The bits of wisdom he passed on were simple yet important, and things we might not have considered. For example, at one point later in the day, he reminded us of the importance of setting a cutoff date for RSVPs. Their cutoff was usually on the Wednesday before the event.
“It gives us a few days to buy the food for everyone,” he said. I wrote that one down.
We learned a lot that day, but a few things still stand out in my mind…like a young father and his eight-year old son, who showed up with a couple of fishing poles and lunch box. They were put into a tandem kayak and given some instruction on proper paddling techniques before some volunteers pushed them off in their kayak. I noticed the boy had a nervous smile as they paddled off towards the middle of the lake, father and son on their next adventure.
I was also pleasantly surprised to see HOW founder Jim Dolan and his wife Sally show up to the event. I’d met them before, at a DFW fundraiser, and I once virtually interviewed Sally for a story, but I was still surprised they remembered me. Jim welcomed us and talked to us about the national organization, saying there was some exiting news on the horizon for HOW. Then they made the rounds, greeting vets and volunteers, and I was struck by the fact that he knew most of them by first name. A little later he and Sally hit the lake for some fishing.

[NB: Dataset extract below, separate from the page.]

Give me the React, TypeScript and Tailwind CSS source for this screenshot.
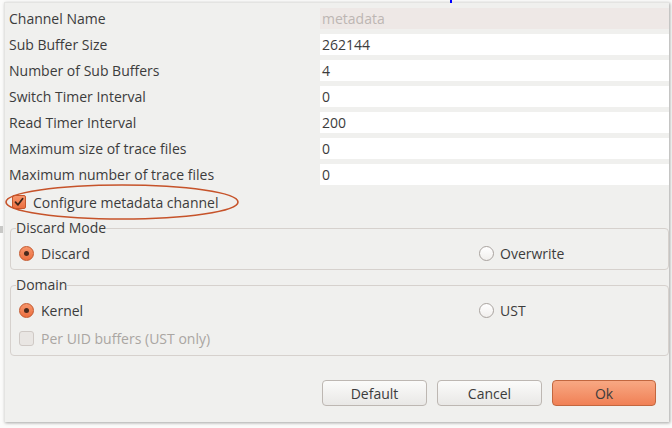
import React from "react";

const rows: { label: string; value: string; disabled?: boolean }[] = [
  { label: "Channel Name", value: "metadata", disabled: true },
  { label: "Sub Buffer Size", value: "262144" },
  { label: "Number of Sub Buffers", value: "4" },
  { label: "Switch Timer Interval", value: "0" },
  { label: "Read Timer Interval", value: "200" },
  { label: "Maximum size of trace files", value: "0" },
  { label: "Maximum number of trace files", value: "0" },
];

function Radio({ checked }: { checked?: boolean }) {
  return checked ? (
    <span className="flex h-[15px] w-[15px] items-center justify-center rounded-full border border-[#c4572c] bg-gradient-to-b from-[#f6956b] to-[#ec6f3f]">
      <span className="h-[5px] w-[5px] rounded-full bg-[#4a2a1c]" />
    </span>
  ) : (
    <span className="h-[15px] w-[15px] rounded-full border border-[#a9a39f] bg-gradient-to-b from-[#ffffff] to-[#f1efed]" />
  );
}

function Check({ checked, disabled }: { checked?: boolean; disabled?: boolean }) {
  if (checked)
    return (
      <span className="flex h-[14px] w-[14px] items-center justify-center rounded-[2px] border border-[#c4572c] bg-gradient-to-b from-[#f6956b] to-[#ec6f3f]">
        <svg width="10" height="10" viewBox="0 0 10 10">
          <path d="M1.5 5.2 L4 7.8 L8.6 1.8" fill="none" stroke="#3a2418" strokeWidth="1.8" strokeLinecap="round" strokeLinejoin="round" />
        </svg>
      </span>
    );
  return (
    <span
      className={
        disabled
          ? "h-[15px] w-[15px] rounded-[3px] border border-[#cfc9c5] bg-[#e9e6e3]"
          : "h-[15px] w-[15px] rounded-[3px] border border-[#a9a39f] bg-white"
      }
    />
  );
}

export default function App() {
  return (
    <div
      className="relative h-[428px] w-[672px] overflow-hidden bg-[#fbfbfa] text-[14px] text-[#3c3c3c]"
      style={{ fontFamily: '"Open Sans", "Noto Sans", sans-serif' }}
    >
      <div className="absolute left-[450px] top-0 h-[3px] w-[2px] bg-[#0000ff]" />
      <div className="absolute left-0 top-[226px] h-[7px] w-[3px] bg-[#c8c8c6]" />
      <div className="ml-[4px] mt-[2px] flex h-[420px] w-[665px] flex-col border-l border-t border-[#e4e4e2] bg-[#f0f0ee] pt-[5px] shadow-[1px_1px_3px_rgba(0,0,0,0.35)]">
        <div className="flex flex-col gap-[5px]">
          {rows.map((r) => (
            <div key={r.label} className="flex h-[21px] items-center">
              <div className="w-[315px] pl-[4px]">{r.label}</div>
              <div
                className={
                  r.disabled
                    ? "flex h-[21px] flex-1 items-center bg-[#eee8e6] pl-[2px] text-[#bdb6b3]"
                    : "flex h-[21px] flex-1 items-center bg-white pl-[2px]"
                }
              >
                {r.value}
              </div>
            </div>
          ))}
        </div>

        <div className="relative mt-[7px] flex h-[20px] items-center pl-[7px]">
          <svg className="absolute left-[-1px] top-[-9px]" width="240" height="38" viewBox="0 0 240 38">
            <ellipse cx="118" cy="19" rx="116" ry="17" fill="none" stroke="#c6532a" strokeWidth="1.6" />
          </svg>
          <Check checked />
          <span className="ml-[7px]">Configure metadata channel</span>
        </div>

        <fieldset className="ml-[5px] mt-[7px] rounded-[4px] border border-[#d6d1cd] px-[5px] pb-[7px] pt-[7px]">
          <legend className="leading-[18px]">Discard Mode</legend>
          <div className="flex h-[18px] items-center">
            <div className="flex w-[463px] items-center pl-[3px]">
              <Radio checked />
              <span className="ml-[7px]">Discard</span>
            </div>
            <div className="flex items-center">
              <Radio />
              <span className="ml-[6px]">Overwrite</span>
            </div>
          </div>
        </fieldset>

        <fieldset className="ml-[5px] mt-[6px] rounded-[4px] border border-[#d6d1cd] px-[5px] pb-[8px] pt-[7px]">
          <legend className="leading-[18px]">Domain</legend>
          <div className="flex h-[18px] items-center">
            <div className="flex w-[463px] items-center pl-[3px]">
              <Radio checked />
              <span className="ml-[7px]">Kernel</span>
            </div>
            <div className="flex items-center">
              <Radio />
              <span className="ml-[6px]">UST</span>
            </div>
          </div>
          <div className="mt-[10px] flex h-[18px] items-center pl-[3px] text-[#aaa6a2]">
            <Check disabled />
            <span className="ml-[7px]">Per UID buffers (UST only)</span>
          </div>
        </fieldset>

        <div className="mt-[24px] flex justify-end gap-[10px] pr-[13px]">
          <button className="flex h-[26px] w-[105px] items-center justify-center rounded-[4px] border border-[#bdb7b2] bg-gradient-to-b from-[#fbfbfa] to-[#e9e8e6]">
            Default
          </button>
          <button className="flex h-[26px] w-[105px] items-center justify-center rounded-[4px] border border-[#bdb7b2] bg-gradient-to-b from-[#fbfbfa] to-[#e9e8e6]">
            Cancel
          </button>
          <button className="flex h-[26px] w-[104px] items-center justify-center rounded-[4px] border border-[#c2673f] bg-gradient-to-b from-[#f8a883] to-[#f08055]">
            Ok
          </button>
        </div>
      </div>
    </div>
  );
}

The event turned out to be everything I expected and more. The Fort Hood team got a behind the scenes look at the logistics of a HOW event, and that’ll help us do a better job on our event, now just a week away. As Luisa and I drove home that afternoon, we couldn’t help but feel excited and we talked about how things were really coming together for the new chapter.
Thinking back on that day, I’m reminded of something I read recently by Chris Payne (Kayak Bass Fishing Magazine), something he posted on his Facebook page: “Your value in the Kayak community is not set by what you spend, but rather by what you give.”
He’s right, of course…and we can’t wait to start.